Collect Open Malaria results into a database

Usage

collectResults(
  expDir,
  dbName,
  dbDir = NULL,
  replace = FALSE,
  resultsName = "results",
  resultsCols = list(names = c("scenario_id", "survey_date", "third_dimension",
    "measure", "value"), types = c("INTEGER", "TEXT", "", "TEXT", "NUMERIC")),
  indexOn = list(c("results", "scenario_id")),
  ncores = 1,
  ncoresDT = 1,
  strategy = "serial",
  appendResults = FALSE,
  fileFun = NULL,
  fileFunArgs = NULL,
  readFun = NULL,
  readFunArgs = NULL,
  aggrFun = NULL,
  aggrFunArgs = NULL,
  verbose = get("verboseOutput", envir = .pkgenv)
)

collect_results(
  expDir,
  dbName,
  dbDir = NULL,
  replace = FALSE,
  resultsName = "results",
  resultsCols = list(names = c("scenario_id", "survey_date", "third_dimension",
    "measure", "value"), types = c("INTEGER", "TEXT", "", "TEXT", "NUMERIC")),
  indexOn = list(c("results", "scenario_id")),
  ncores = 1,
  ncoresDT = 1,
  strategy = "serial",
  appendResults = FALSE,
  fileFun = NULL,
  fileFunArgs = NULL,
  readFun = NULL,
  readFunArgs = NULL,
  aggrFun = NULL,
  aggrFunArgs = NULL,
  verbose = get("verboseOutput", envir = .pkgenv)
)

Arguments

expDir: Database connection.
dbName: Name of the database file without extension.
dbDir: Directory of the database file.
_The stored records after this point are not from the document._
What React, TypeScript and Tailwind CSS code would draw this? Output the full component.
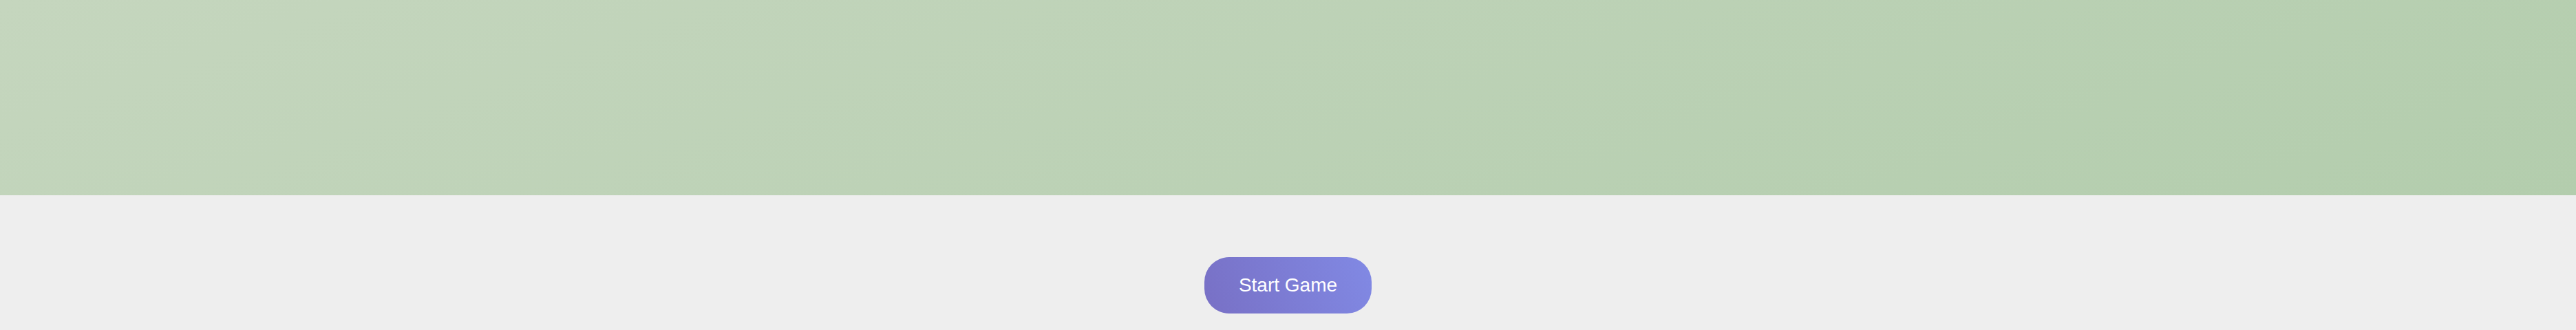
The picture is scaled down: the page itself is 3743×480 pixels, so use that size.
export default function App() {
  return (
    <div className="min-h-screen bg-[#eeeeee] font-['Liberation_Sans',Arial,sans-serif]">
      <header className="h-[284px] w-full bg-[linear-gradient(160deg,#c5d6be_0%,#b3cdad_100%)]" />
      <main className="flex justify-center pt-[90px]">
        <button className="flex h-[82px] w-[243px] items-center justify-center rounded-[36px] bg-[linear-gradient(70deg,#7870c5_0%,#8189e4_100%)] text-[28px] text-white">
          Start Game
        </button>
      </main>
    </div>
  );
}
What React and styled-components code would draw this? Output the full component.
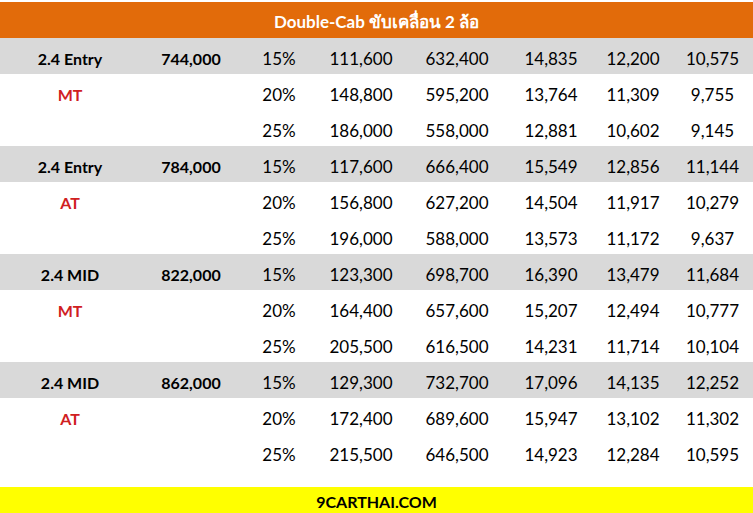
import React from "react";
import styled, { createGlobalStyle } from "styled-components";

const Global = createGlobalStyle`
  html, body { margin: 0; padding: 0; background: #ffffff; }
  body { font-family: "Lato", "Noto Sans", sans-serif; }
`;

const Page = styled.div`
  width: 753px;
  height: 513px;
  padding-top: 2px;
  box-sizing: border-box;
  display: flex;
  flex-direction: column;
  overflow: hidden;
`;

const Header = styled.div`
  height: 36px;
  flex: none;
  box-sizing: border-box;
  padding-top: 2px;
  background: #e26b0a;
  color: #ffffff;
  display: flex;
  align-items: center;
  justify-content: center;
  font-weight: 700;
  font-size: 17px;
`;

const COLS = "140px 102px 74px 90px 102px 86px 78px 81px";

const Row = styled.div`
  display: grid;
  grid-template-columns: ${COLS};
  height: 36px;
  flex: none;
  box-sizing: border-box;
  padding-top: 4px;
  align-items: center;
  background: ${(p) => (p.$shaded ? "#d9d9d9" : "#ffffff")};
`;

const Cell = styled.div`
  text-align: center;
  font-size: ${(p) => (p.$bold ? "16px" : "17px")};
  font-weight: ${(p) => (p.$bold ? 700 : 400)};
  color: ${(p) => (p.$red ? "#d0201f" : "#000000")};
  white-space: nowrap;
`;

const Footer = styled.div`
  margin-top: 17px;
  height: 26px;
  flex: none;
  box-sizing: border-box;
  padding-top: 2px;
  background: #ffff00;
  display: flex;
  align-items: center;
  justify-content: center;
  font-weight: 700;
  font-size: 16px;
  color: #000;
`;

const groups = [
  {
    name: "2.4 Entry",
    gear: "MT",
    price: "744,000",
    rows: [
      ["15%", "111,600", "632,400", "14,835", "12,200", "10,575"],
      ["20%", "148,800", "595,200", "13,764", "11,309", "9,755"],
      ["25%", "186,000", "558,000", "12,881", "10,602", "9,145"],
    ],
  },
  {
    name: "2.4 Entry",
    gear: "AT",
    price: "784,000",
    rows: [
      ["15%", "117,600", "666,400", "15,549", "12,856", "11,144"],
      ["20%", "156,800", "627,200", "14,504", "11,917", "10,279"],
      ["25%", "196,000", "588,000", "13,573", "11,172", "9,637"],
    ],
  },
  {
    name: "2.4 MID",
    gear: "MT",
    price: "822,000",
    rows: [
      ["15%", "123,300", "698,700", "16,390", "13,479", "11,684"],
      ["20%", "164,400", "657,600", "15,207", "12,494", "10,777"],
      ["25%", "205,500", "616,500", "14,231", "11,714", "10,104"],
    ],
  },
  {
    name: "2.4 MID",
    gear: "AT",
    price: "862,000",
    rows: [
      ["15%", "129,300", "732,700", "17,096", "14,135", "12,252"],
      ["20%", "172,400", "689,600", "15,947", "13,102", "11,302"],
      ["25%", "215,500", "646,500", "14,923", "12,284", "10,595"],
    ],
  },
];

export default function App() {
  return (
    <>
      <Global />
      <Page>
        <Header>Double-Cab ขับเคลื่อน 2 ล้อ</Header>
        {groups.map((g, gi) =>
          g.rows.map((r, ri) => (
            <Row key={`${gi}-${ri}`} $shaded={ri === 0}>
              <Cell $bold $red={ri === 1}>
                {ri === 0 ? g.name : ri === 1 ? g.gear : ""}
              </Cell>
              <Cell $bold>{ri === 0 ? g.price : ""}</Cell>
              {r.map((v, i) => (
                <Cell key={i}>{v}</Cell>
              ))}
            </Row>
          ))
        )}
        <Footer>9CARTHAI.COM</Footer>
      </Page>
    </>
  );
}
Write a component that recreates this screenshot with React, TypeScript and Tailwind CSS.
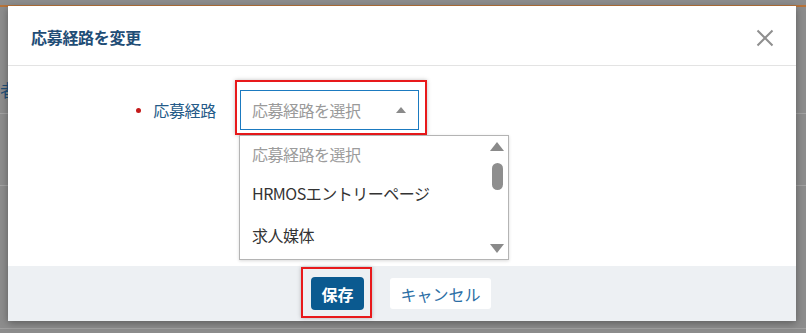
import React from "react";

export default function App() {
  return (
    <div
      className="relative w-[806px] h-[333px] overflow-hidden bg-[#8d8d8d]"
      style={{ fontFamily: '"Noto Sans CJK JP", "Noto Sans", sans-serif' }}
    >
      {/* background page fragments */}
      <div className="absolute left-0 top-[5px] w-full h-[2px] bg-[#b8743a]" />
      <div className="absolute left-0 top-[81px] text-[17px] leading-none text-[#1f4f78]">者</div>
      <div className="absolute left-0 top-[113px] w-full h-px bg-[#a3a3a3]" />
      <div className="absolute left-0 top-[185px] w-full h-px bg-[#a3a3a3]" />
      <div className="absolute left-0 top-[328px] w-full h-px bg-[#a0a0a0]" />

      {/* modal */}
      <div className="absolute left-[8px] top-[6px] w-[788px] h-[315px] bg-white flex flex-col shadow-[0_2px_8px_rgba(0,0,0,0.35)]">
        <div className="h-[60px] flex items-center justify-between pl-[23px] pr-[22px] border-b border-[#e3e3e3]">
          <div className="text-[16px] font-bold text-[#1f4d76] tracking-[-0.3px] pt-[2px]">応募経路を変更</div>
          <svg width="18" height="18" viewBox="0 0 18 18" className="mt-[4px]">
            <path d="M1.5 1.5 L16.5 16.5 M16.5 1.5 L1.5 16.5" stroke="#8f8f8f" strokeWidth="2" />
          </svg>
        </div>

        <div className="flex-1 relative">
          <div className="flex items-center pt-[24px]">
            <div className="w-[232px] flex items-center justify-end pr-[24px]">
              <span className="w-[5px] h-[5px] rounded-full bg-[#c41a1a] mr-[12px]" />
              <span className="text-[16px] text-[#245a88] tracking-[-0.3px]">応募経路</span>
            </div>
            <div className="relative">
              <div className="absolute -left-[5px] -top-[10px] w-[192px] h-[55px] border-2 border-[#e8191b] shadow-[0_0_4px_rgba(0,0,0,0.25)]" />
              <div className="relative w-[179px] h-[40px] border border-[#1b7ac0] flex items-center justify-between pl-[11px] pr-[12px] bg-white">
                <span className="text-[16px] text-[#9a9a9a] tracking-[-0.5px]">応募経路を選択</span>
                <svg width="10" height="6" viewBox="0 0 10 6">
                  <path d="M0 6 L5 0 L10 6 Z" fill="#8a8a8a" />
                </svg>
              </div>
              {/* dropdown list */}
              <div className="absolute left-[-1px] top-[45px] w-[270px] h-[125px] bg-white border border-[#b4b4b4] shadow-[0_1px_3px_rgba(0,0,0,0.15)] flex z-10">
                <div className="flex-1 flex flex-col pl-[12px] pt-[2px] text-[16px] tracking-[-0.5px]">
                  <div className="h-[32px] flex items-center text-[#9c9c9c]">応募経路を選択</div>
                  <div className="h-[46px] flex items-center text-[#333]">HRMOSエントリーページ</div>
                  <div className="h-[38px] flex items-center text-[#333]">求人媒体</div>
                </div>
                <div className="w-[22px] flex flex-col items-center pt-[6px] pb-[6px]">
                  <svg width="14" height="9" viewBox="0 0 14 9">
                    <path d="M0 9 L7 0 L14 9 Z" fill="#8a8a8a" />
                  </svg>
                  <div className="w-[11px] h-[27px] rounded-full bg-[#8e8e8e] mt-[12px]" />
                  <div className="flex-1" />
                  <svg width="14" height="9" viewBox="0 0 14 9">
                    <path d="M0 0 L7 9 L14 0 Z" fill="#8a8a8a" />
                  </svg>
                </div>
              </div>
            </div>
          </div>
        </div>

        <div className="h-[55px] bg-[#edf0f3] flex items-start pt-[11px] pl-[303px]">
          <div className="relative">
            <div className="absolute -left-[10px] -top-[10px] w-[71px] h-[51px] border-2 border-[#e8191b] shadow-[0_0_4px_rgba(0,0,0,0.25)]" />
            <button className="relative w-[53px] h-[33px] rounded-[4px] bg-[#0b5a90] text-white text-[16px] font-bold">
              保存
            </button>
          </div>
          <button className="ml-[26px] mt-[1px] w-[101px] h-[31px] rounded-[3px] bg-white text-[#2b6ea5] text-[16px]">
            キャンセル
          </button>
        </div>
      </div>
    </div>
  );
}
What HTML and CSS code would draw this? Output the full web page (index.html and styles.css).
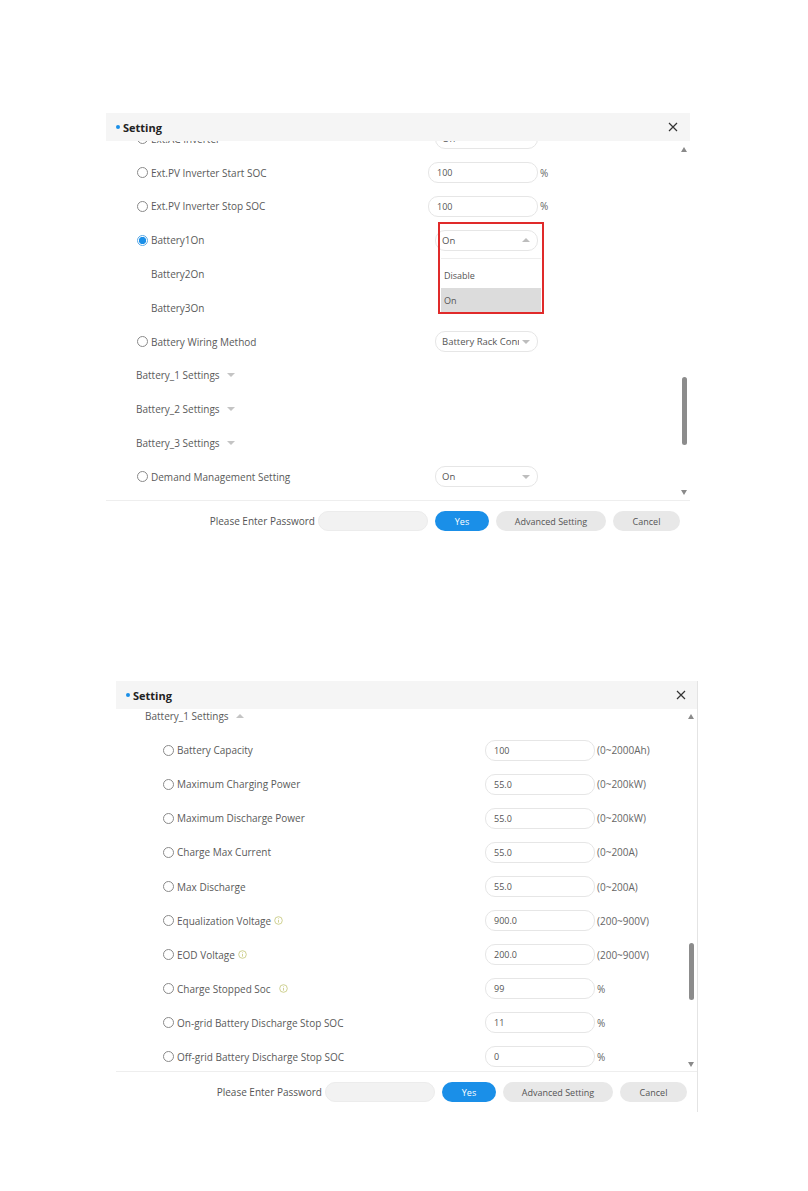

Defaults to the root directory.
replace: If TRUE, replace an exisiting database with same name as in dbName. Else, try to append the date to the exisiting database.
resultsName: Name of the database table to add the results to.
resultsCols: A list containing the column names and the column types of the results table. For example, list(names = c("scenario_id", ...), types = c("INTEGER", ...)). The "experiment_id" is added automatically. Types as available for SQLite.
indexOn: Define which index to create. Needs to be a lis of the form list(c(TABLE, COLUMN), c(TABLE, COLUMN), ...).
ncores: Number of CPU cores to use.
ncoresDT: Number of data.table threads to use on each parallel cluster.
strategy: Defines how to process the files. "batch" means that all files are read into a single data frame first, then the aggregation funciton is applied to that data frame and the result is added to the database. "serial" means that each individual file is processed with the aggregation function and added to the database.
appendResults: If TRUE, do not add metadata to the database and only write results.
fileFun: A function for filtering the input files. Needs to return a vector of the scenario XML files without path as in the file column of the scenario data frame. No default.
fileFunArgs: Arguments for fileFun as a (named) list.
readFun: A function for reading and processing OpenMalaria output files. Needs to return as data frame. The first argument needs to be the file name and it needs to have ... as an argument. Scenario IDs are available by using scenID as an argument. If NULL, defaults to readOutputFile and the scenario IDs are added automatically.
readFunArgs: Arguments for readFun as a (named) list.
aggrFun: A function for aggregating the output of readFun. First argument needs to be the output data frame of readFun and it needs to generate a data frame. The data frame should NOT contain an experiment_id column as this is added automatically. The column names needs to match the ones defined in resultsCols.
aggrFunArgs: Arguments for aggrFun as a (named) list.
verbose: Boolean, toggle verbose output.